If a feature spans multiple surfaces (e.g., CLI + API), run acceptance against each separately and consolidate in the verdict.
Method
- Load the spec. Read the task, PRD, issue, or spec file.
- Confirm inputs. Stage + surface + launch instructions. Stop and ask if any are missing.
- Load the surface reference. Read only the one that matches.
- Launch. Start the system. Verify baseline reachability before probing.
- Drive the flows. Walk the stage checklist using the surface's probing tool. One flow at a time.
- Capture evidence as you go. Save to
./acceptance-evidence/<YYYY-MM-DD-HHMM>/<flow-name>/ if running in a project directory.
- Score. For each checklist item: PASS, FAIL, or BLOCKED. BLOCKED ≠ FAIL (BLOCKED means verification was prevented).

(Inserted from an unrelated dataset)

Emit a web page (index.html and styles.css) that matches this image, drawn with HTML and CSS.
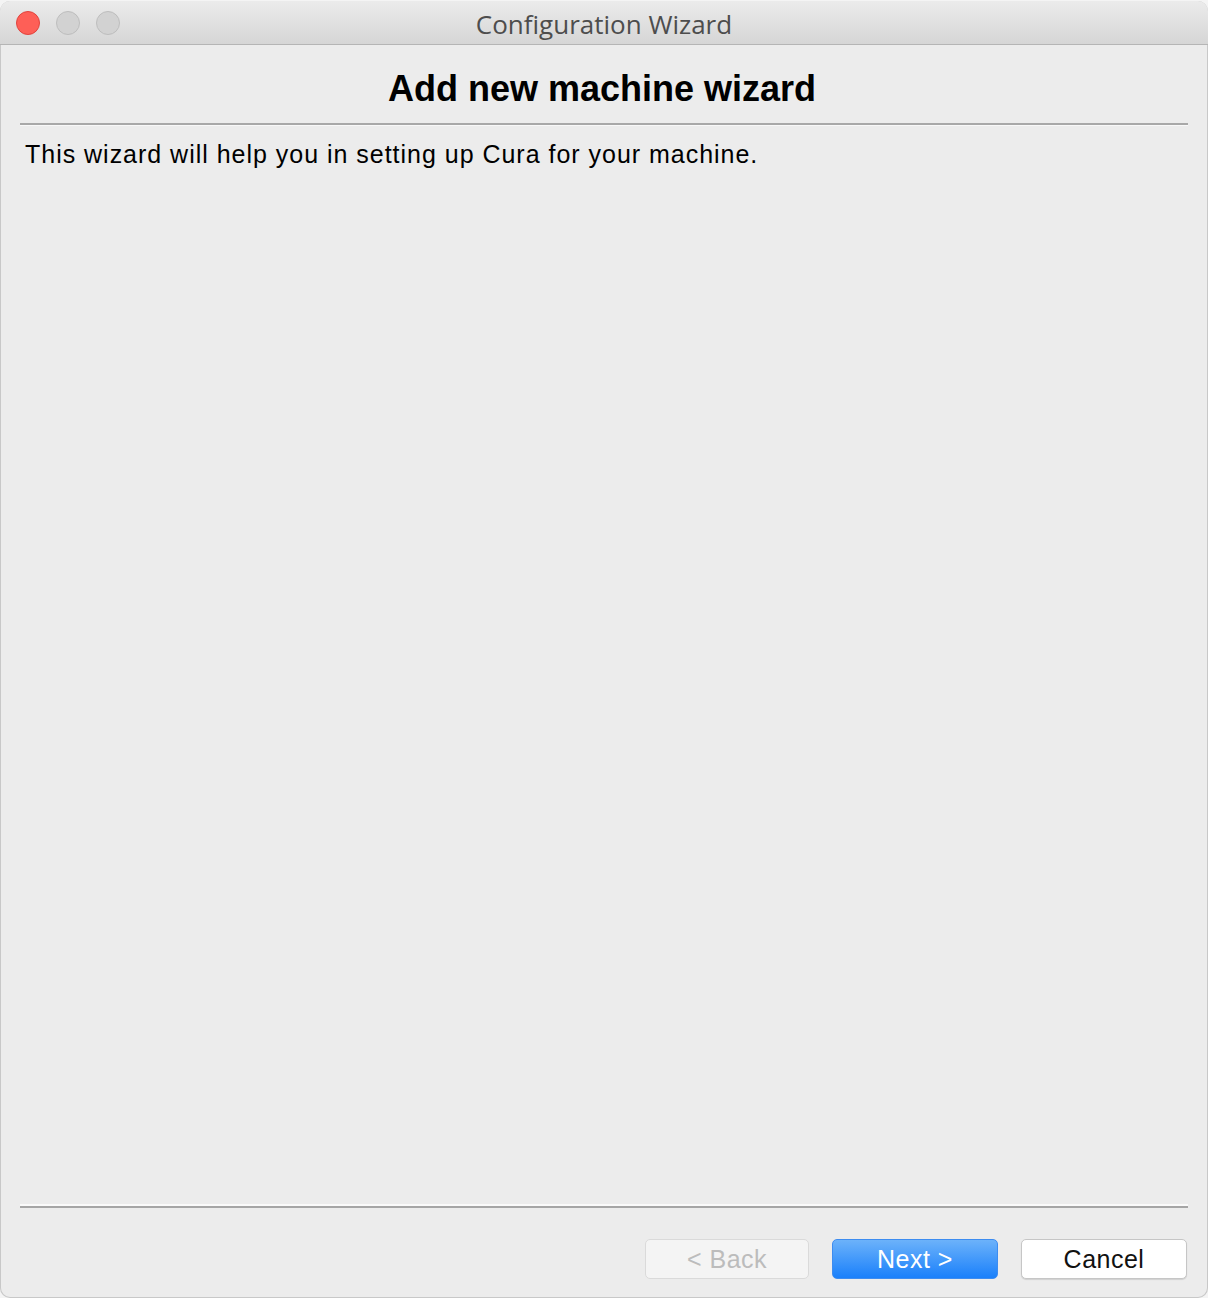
FILE: index.html
```html
<!DOCTYPE html>
<html>
<head>
<meta charset="utf-8">
<title>Configuration Wizard</title>
<link rel="stylesheet" href="styles.css">
</head>
<body>
<div class="window">
  <div class="titlebar">
    <div class="lights">
      <span class="light close"></span>
      <span class="light"></span>
      <span class="light"></span>
    </div>
    <div class="title">Configuration Wizard</div>
  </div>
  <div class="content">
    <h1 class="heading">Add new machine wizard</h1>
    <div class="divider top"></div>
    <p class="intro">This wizard will help you in setting up Cura for your machine.</p>
    <div class="spacer"></div>
    <div class="divider bottom"></div>
    <div class="buttons">
      <button class="btn back" disabled>&lt; Back</button>
      <button class="btn next">Next &gt;</button>
      <button class="btn cancel">Cancel</button>
    </div>
  </div>
</div>
</body>
</html>
```

FILE: styles.css
```css
* { box-sizing: border-box; }
html, body {
  margin: 0;
  padding: 0;
  height: 100%;
}
body {
  background: #f4f4f4;
  font-family: "Liberation Sans", Arial, sans-serif;
  overflow: hidden;
}
.window {
  margin-top: 1px;
  height: 1297px;
  width: 1208px;
  background: #ececec;
  border-radius: 10px;
  overflow: hidden;
  display: flex;
  flex-direction: column;
  box-shadow: inset 0 0 0 1px #c8c8c8;
}
.titlebar {
  height: 44px;
  flex: 0 0 44px;
  background: linear-gradient(#ebebeb, #d6d6d6);
  border-bottom: 1px solid #b5b5b5;
  display: flex;
  align-items: center;
  position: relative;
}
.lights {
  display: flex;
  gap: 16px;
  padding-left: 16px;
}
.light {
  width: 24px;
  height: 24px;
  border-radius: 50%;
  background: #d2d2d2;
  border: 1px solid #bdbdbd;
}
.light.close {
  background: #fe5f57;
  border-color: #e0443e;
}
.title {
  position: absolute;
  left: 0;
  right: 0;
  text-align: center;
  font-family: "Open Sans", "Liberation Sans", sans-serif;
  font-size: 26px;
  color: #4d4d4d;
  top: 5px;
}
.content {
  flex: 1;
  display: flex;
  flex-direction: column;
  padding: 0 20px 19px 20px;
}
.heading {
  margin: 0;
  padding-top: 22px;
  height: 78px;
  text-align: center;
  font-size: 36px;
  font-weight: bold;
  color: #000;
  line-height: 44px;
  padding-right: 4px;
}
.divider {
  height: 3px;
  border-top: 2px solid #a8a8a8;
  border-bottom: 1px solid #f8f8f8;
}
.divider.bottom {
  border-top: 2px solid #fafafa;
  border-bottom: 2px solid #a5a5a5;
  height: 4px;
}
.intro {
  margin: 12px 0 0 5px;
  font-size: 25px;
  letter-spacing: 0.98px;
  line-height: 32px;
  color: #000;
}
.spacer { flex: 1; }
.buttons {
  display: flex;
  justify-content: flex-end;
  gap: 23px;
  margin-top: 31px;
  padding-right: 1px;
}
.btn {
  width: 166px;
  height: 40px;
  border-radius: 5px;
  font-family: "Liberation Sans", Arial, sans-serif;
  font-size: 25px;
  letter-spacing: 0.5px;
  padding: 0;
  border: 1px solid #c8c8c8;
}
.btn.back {
  width: 164px;
  background: #f4f4f4;
  border-color: #dadada;
  color: #bcbcbc;
}
.btn.next {
  background: linear-gradient(#6cb2fa, #1a80fb);
  border-color: #3d8cf0;
  color: #fff;
}
.btn.cancel {
  background: #fff;
  border-color: #c6c6c6;
  box-shadow: 0 1px 1px rgba(0,0,0,0.12);
  color: #111;
}
```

- Report. Overall verdict + flow-by-flow results + evidence paths.
Output format
## Acceptance Report — <feature>, stage: <stage>, surface: <surface>
**Verdict:** PASS | FAIL | PARTIAL
**Overview:** <1-2 sentences>
### Flows verified
- [PASS] <flow name> — <what was verified>
- [FAIL] <flow name> — <what broke + evidence path + reproduction steps>
- [BLOCKED] <flow name> — <what prevented verification>
### Evidence
- <surface-appropriate paths>
### Observations beyond scope
- <things noticed but outside the stage checklist — optional>
### Blockers
- <what prevented full coverage, and what's needed to unblock — include only if PARTIAL>
Rules
- Report PASS only if every checklist item completes successfully.
- Capture evidence as you go — no evidence, no verdict.
- Report DEFERRED if the system won't launch; do not guess at behavior.
- Don't upgrade stage or swap surfaces without the caller asking.
- Don't modify the system under test. Observe and report.
- Surface breaks with reproduction steps. Do not fix them.
- For multi-surface features, run each surface separately and consolidate.